Reaching the sensitive subject of mental health, neural chemical reactions may also be  influenced by an adequate intake of folate. It is believed that folic acid acts as a deterrent against homocysteine, a non-protein amino acid which inhibits the production of serotonin, norepinephrine and dopamine, hormones that are responsible for mood, appetite or sleep, and naturally have significant impact psychological well-being.

Because there is nothing in this world without its perils, even the (over)consumption of green beans can have its inconveniences. There are documented cases of individuals allergic to green beans, although there are no mentions of life-threatening symptoms or cases. Another warning sign includes people who suffer from dysfunctions causing mineral deficiencies because green beans contain phytic acid, a substance that accentuates the condition. This can be avoided, however, by not eating the beans raw.
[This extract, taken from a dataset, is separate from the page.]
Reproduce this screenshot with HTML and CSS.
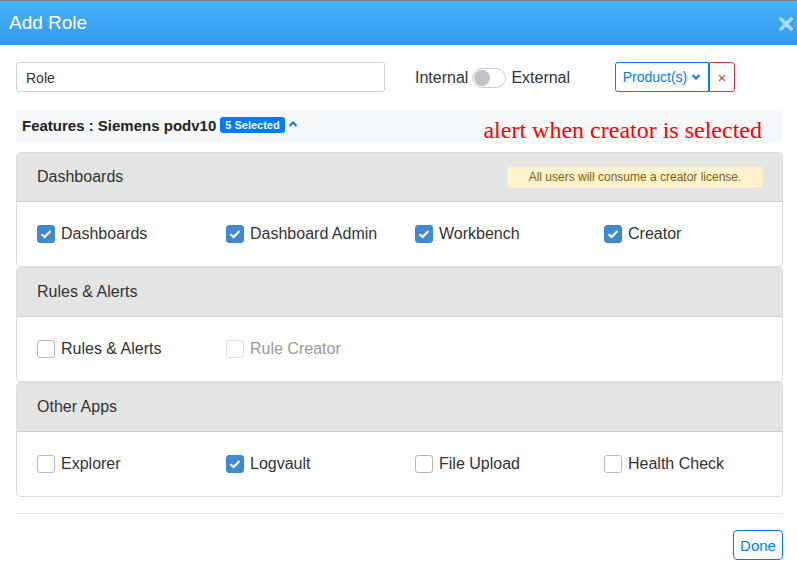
FILE: index.html
```html
<!DOCTYPE html>
<html>
<head>
<meta charset="utf-8">
<link rel="stylesheet" href="styles.css">
</head>
<body>
<div class="modal">
  <div class="modal-header">
    <span class="title">Add Role</span>
    <svg class="close" width="14" height="14" viewBox="0 0 14 14"><path d="M2 2L12 12M12 2L2 12" stroke="#a9dafc" stroke-width="3.6" stroke-linecap="round"/></svg>
  </div>
  <div class="modal-body">
    <div class="top-row">
      <div class="role-input">Role</div>
      <div class="switch-group">
        <span>Internal</span>
        <span class="toggle"><span class="knob"></span></span>
        <span>External</span>
      </div>
      <div class="btn-group">
        <div class="btn-product">Product(s)
          <svg width="10" height="8" viewBox="0 0 10 8"><path d="M1.5 2L5 5.5L8.5 2" fill="none" stroke="#007bff" stroke-width="2"/></svg>
        </div>
        <div class="btn-clear">×</div>
      </div>
    </div>

    <div class="features-bar">
      <span class="features-title">Features : Siemens podv10</span>
      <span class="badge">5 Selected</span>
      <svg class="chev-up" width="10" height="8" viewBox="0 0 10 8"><path d="M1.5 6L5 2.5L8.5 6" fill="none" stroke="#007bff" stroke-width="2"/></svg>
      <span class="note">alert when creator is selected</span>
    </div>

    <div class="panels">
      <div class="panel">
        <div class="panel-head">
          <span>Dashboards</span>
          <span class="alert">All users will consume a creator license.</span>
        </div>
        <div class="panel-body">
          <label class="item"><span class="cb checked"></span>Dashboards</label>
          <label class="item"><span class="cb checked"></span>Dashboard Admin</label>
          <label class="item"><span class="cb checked"></span>Workbench</label>
          <label class="item"><span class="cb checked"></span>Creator</label>
        </div>
      </div>
      <div class="panel">
        <div class="panel-head"><span>Rules &amp; Alerts</span></div>
        <div class="panel-body">
          <label class="item"><span class="cb"></span>Rules &amp; Alerts</label>
          <label class="item disabled"><span class="cb"></span>Rule Creator</label>
        </div>
      </div>
      <div class="panel">
        <div class="panel-head"><span>Other Apps</span></div>
        <div class="panel-body">
          <label class="item"><span class="cb"></span>Explorer</label>
          <label class="item"><span class="cb checked"></span>Logvault</label>
          <label class="item"><span class="cb"></span>File Upload</label>
          <label class="item"><span class="cb"></span>Health Check</label>
        </div>
      </div>
    </div>

    <div class="divider"></div>
    <div class="footer">
      <div class="btn-done">Done</div>
    </div>
  </div>
</div>
</body>
</html>
```

FILE: styles.css
```css
html, body {
  margin: 0;
  padding: 0;
  background: #fff;
}
body {
  font-family: "Liberation Sans", Arial, sans-serif;
  color: #212529;
  width: 797px;
  height: 576px;
  overflow: hidden;
}
.modal {
  border-top: 1px solid #7d7f82;
}
.modal-header {
  height: 44px;
  background: linear-gradient(#46b3fa, #3399ef);
  display: flex;
  align-items: center;
  justify-content: space-between;
  padding: 0 4px 0 9px;
}
.title {
  color: #fff;
  font-size: 19px;
  margin-top: -1px;
}
.close {
  margin-top: 2px;
}
.modal-body {
  padding: 17px 14px 0 16px;
}
.top-row {
  display: flex;
  align-items: center;
  height: 30px;
}
.role-input {
  width: 358px;
  height: 28px;
  border: 1px solid #ccd0d5;
  border-radius: 3px;
  padding-left: 9px;
  font-size: 14px;
  color: #333;
  display: flex;
  align-items: center;
  padding-top: 2px;
  box-sizing: border-box;
  width: 369px;
  height: 30px;
}
.switch-group {
  display: flex;
  align-items: center;
  margin-left: 30px;
  font-size: 16px;
  color: #333;
  width: 200px;
  padding-top: 2px;
}
.toggle {
  width: 31px;
  height: 18px;
  border: 1px solid #ccc;
  border-radius: 10px;
  margin: 0 5px 0 4px;
  display: flex;
  align-items: center;
  padding-left: 1px;
}
.knob {
  width: 16px;
  height: 16px;
  border-radius: 50%;
  background: #bfc2c6;
}
.btn-group {
  display: flex;
  height: 30px;
}
.btn-product {
  width: 92px;
  height: 28px;
  border: 1px solid #007bff;
  border-radius: 3px 0 0 3px;
  color: #007bff;
  font-size: 14px;
  display: flex;
  align-items: center;
  justify-content: center;
  gap: 4px;
}
.btn-clear {
  width: 24px;
  height: 28px;
  border: 1px solid #dc3545;
  border-radius: 0 3px 3px 0;
  color: #dc3545;
  font-size: 15px;
  display: flex;
  align-items: center;
  justify-content: center;
}
.features-bar {
  margin-top: 17px;
  height: 34px;
  width: 767px;
  background: #f7f8fa;
  border-radius: 4px;
  display: flex;
  align-items: center;
  padding-left: 6px;
  box-sizing: border-box;
}
.features-title {
  font-weight: bold;
  font-size: 15px;
  color: #222;
  margin-top: -2px;
}
.badge {
  margin-left: 4px;
  background: #007bff;
  color: #fff;
  font-size: 11px;
  font-weight: bold;
  border-radius: 3px;
  padding: 2px 5px;
  line-height: 12px;
  margin-top: -2px;
}
.chev-up {
  margin-left: 3px;
  margin-top: -4px;
}
.note {
  margin-left: auto;
  margin-right: 21px;
  font-family: "Liberation Serif", "Times New Roman", serif;
  color: #ff0000;
  font-size: 24px;
  margin-top: 8px;
}
.panels {
  margin-top: 9px;
  width: 767px;
}
.panel {
  border: 1px solid #dcdcdc;
  border-radius: 4px;
  overflow: hidden;
}
.panel-head {
  height: 49px;
  background: #e4e4e4;
  border-bottom: 1px solid #cfcfcf;
  display: flex;
  align-items: center;
  justify-content: space-between;
  padding: 0 19px 0 20px;
  font-size: 16px;
  color: #333;
  box-sizing: border-box;
}
.alert {
  background: #fff3cd;
  border: 1px solid #ffeeba;
  color: #7d6010;
  font-size: 12px;
  border-radius: 3px;
  width: 254px;
  height: 19px;
  display: flex;
  align-items: center;
  justify-content: center;
}
.panel-body {
  height: 64px;
  display: grid;
  grid-template-columns: repeat(4, 189px);
  align-items: center;
  padding-left: 20px;
}
.item {
  display: flex;
  align-items: center;
  font-size: 16px;
  color: #333;
}
.item.disabled {
  color: #999;
}
.cb {
  width: 16px;
  height: 16px;
  border: 1px solid #b8b8b8;
  border-radius: 3px;
  margin-right: 6px;
  background: #fff;
}
.item.disabled .cb {
  border-color: #dddddd;
}
.cb.checked {
  border-color: #3f88d0;
  background: #4189d1 url("data:image/svg+xml;utf8,<svg xmlns='http://www.w3.org/2000/svg' width='16' height='16' viewBox='0 0 16 16'><path d='M3.5 8.2L6.6 11L12.5 5' fill='none' stroke='white' stroke-width='2'/></svg>") no-repeat center;
}
.divider {
  margin-top: 16px;
  width: 767px;
  height: 1px;
  background: #e6e6e6;
}
.footer {
  width: 767px;
  display: flex;
  justify-content: flex-end;
  margin-top: 16px;
}
.btn-done {
  width: 48px;
  height: 28px;
  border: 1px solid #007bff;
  border-radius: 4px;
  color: #007bff;
  font-size: 15px;
  display: flex;
  align-items: center;
  justify-content: center;
}
```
Another potentially problematic substance present in green beans is lectins (proteins that bind certain structures in carbohydrates) which inhibit certain sensitive people from consuming too many green beans because, in these particular cases, a whole range of digestive discomforts can occur.

Tips on Cooking and Green Beans Dishes

nicoise_salad_500x500As we have seen from the nutritional profile and the impressive health benefits that green beans may have, they are truly wondrous vegetables, yet from the standpoint of taste, they are definitely not everybody’s cup of tea and, if there is any inter-generational continuity anywhere, this is particularly the case for children.
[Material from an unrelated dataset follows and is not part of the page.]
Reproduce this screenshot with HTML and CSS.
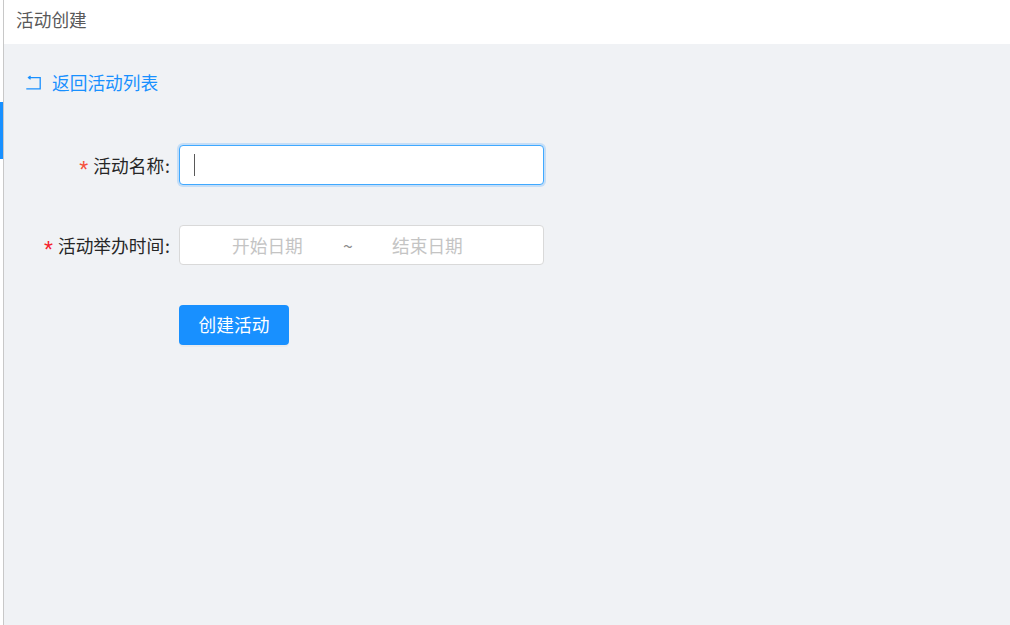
FILE: index.html
```html
<!DOCTYPE html>
<html lang="zh-CN">
<head>
<meta charset="utf-8">
<title>活动创建</title>
<link rel="stylesheet" href="styles.css">
</head>
<body>
<div class="app">
  <aside class="rail"><div class="rail-active"></div></aside>
  <main class="main">
    <header class="topbar">活动创建</header>
    <section class="content">
      <a class="back" href="#">
        <svg class="back-icon" width="16" height="16" viewBox="0 0 16 16" fill="none" stroke="#1890ff" stroke-width="1.3">
          <path d="M2.5 2.6H14.2V13.9H0.3"/>
          <path d="M4.6 .9 2.5 2.6 4.6 4.3"/>
        </svg>
        <span class="back-text">返回活动列表</span>
      </a>
      <form class="form">
        <div class="row">
          <label class="label"><span class="req red">*</span><span>活动名称</span><span class="colon">:</span></label>
          <div class="input focused"><span class="caret"></span></div>
        </div>
        <div class="row">
          <label class="label"><span class="req pink">*</span><span>活动举办时间</span><span class="colon">:</span></label>
          <div class="input range">
            <span class="ph">开始日期</span>
            <span class="sep">~</span>
            <span class="ph">结束日期</span>
          </div>
        </div>
        <div class="row">
          <div class="label"></div>
          <button class="btn" type="button">创建活动</button>
        </div>
      </form>
    </section>
  </main>
</div>
</body>
</html>
```

FILE: styles.css
```css
* { box-sizing: border-box; }
html, body { margin: 0; height: 100%; overflow: hidden; }
body {
  font-family: "Noto Sans CJK SC", "Noto Sans", sans-serif;
  font-size: 17.7px;
  background: #fff;
}
.app { display: flex; height: 625px; }
.rail {
  width: 4px;
  flex: none;
  background: #fff;
  border-right: 1px solid #c8c8c8;
  padding-top: 102px;
}
.rail-active { width: 3px; height: 57px; background: #1890ff; }
.main { flex: 1; display: flex; flex-direction: column; min-width: 0; }
.topbar {
  height: 44px;
  flex: none;
  background: #fff;
  padding-left: 12px;
  line-height: 39px;
  color: #595959;
}
.content { flex: 1; background: #f0f2f5; padding: 27px 0 0 22px; }
.back {
  display: flex;
  align-items: center;
  height: 24px;
  color: #1890ff;
  text-decoration: none;
  gap: 10px;
  line-height: 24px;
}
.back-text { margin-bottom: 2px; }
.form { margin-top: 50px; display: flex; flex-direction: column; gap: 40px; }
.row { display: flex; align-items: center; height: 40px; }
.label {
  display: flex;
  justify-content: flex-end;
  align-items: center;
  width: 144px;
  margin-right: 9px;
  flex: none;
  color: #262626;
  white-space: nowrap;
}
.req {
  margin: 10px 5px 0 0;
  font-family: "Liberation Sans", sans-serif;
  font-size: 23px;
  line-height: 1;
}
.red { color: #f5503c; }
.pink { color: #f5222d; }
.colon { margin-left: 1px; }
.input {
  width: 365px;
  height: 40px;
  background: #fff;
  border: 1px solid #d9d9d9;
  border-radius: 4px;
}
.focused {
  border-color: #40a9ff;
  box-shadow: 0 0 0 2px rgba(24, 144, 255, .2);
  display: flex;
  align-items: center;
  padding-left: 14px;
}
.caret { width: 1px; height: 22px; background: #595959; }
.range { display: flex; align-items: center; padding-left: 52px; }
.ph { width: 71px; color: #c4c4c4; white-space: nowrap; line-height: 38px; }
.sep { width: 89px; padding-left: 40px; color: #8c8c8c; }
.btn {
  width: 110px;
  height: 40px;
  border: 0;
  border-radius: 4px;
  background: #1890ff;
  color: #fff;
  font: inherit;
  padding: 0 0 2px;
  box-shadow: 0 2px 0 rgba(0, 0, 0, .03);
}
```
We will leave aside hints on using green beans for tasty dishes for a while to inform you that the first step one should take in preserving the nutrients in green beans while subjecting them to thermal treatment is through Healthy Steaming. This is also a great way for preserving their natural flavor, something that is lost through boiling, for example. All you have to do is fill a steamer pot with no more than 2 inches of water, rinse the green beans while waiting for the water to reach boiling point and steam them whole (this aspect is critical) for no more than 5 minutes. After this is realized, you can incorporate green beans into any of these healthy, tasty dishes:

  • Niçoise Salad – there are many variations of this classic dish, yet this one is 100 percent vegetarian and should bring the best out your green beans, especially if the procedure of Healthy Steaming is respected.
  • Marinated Bean Salad – a big bowl of marinated bean salad works wonders for people with a hectic schedule as it lends itself to long term storage in the refrigerator, it should become one of your family’s vegan staples.
  • Sesame Green Beans – the example we have chosen adds a bit of chicken to the mixture, yet there is nothing wrong with leaving it aside.
  • 5-Minute Green Beans – one may experiment with a host of different cheeses and green beans, this recipe guest stars goat cheese.
  • Green Beans & Cherry Tomatoes – the combination of tomatoes, garlic and pepper has served the Italians well for a few centuries now, so why shouldn’t one coat green beans with the established mixture?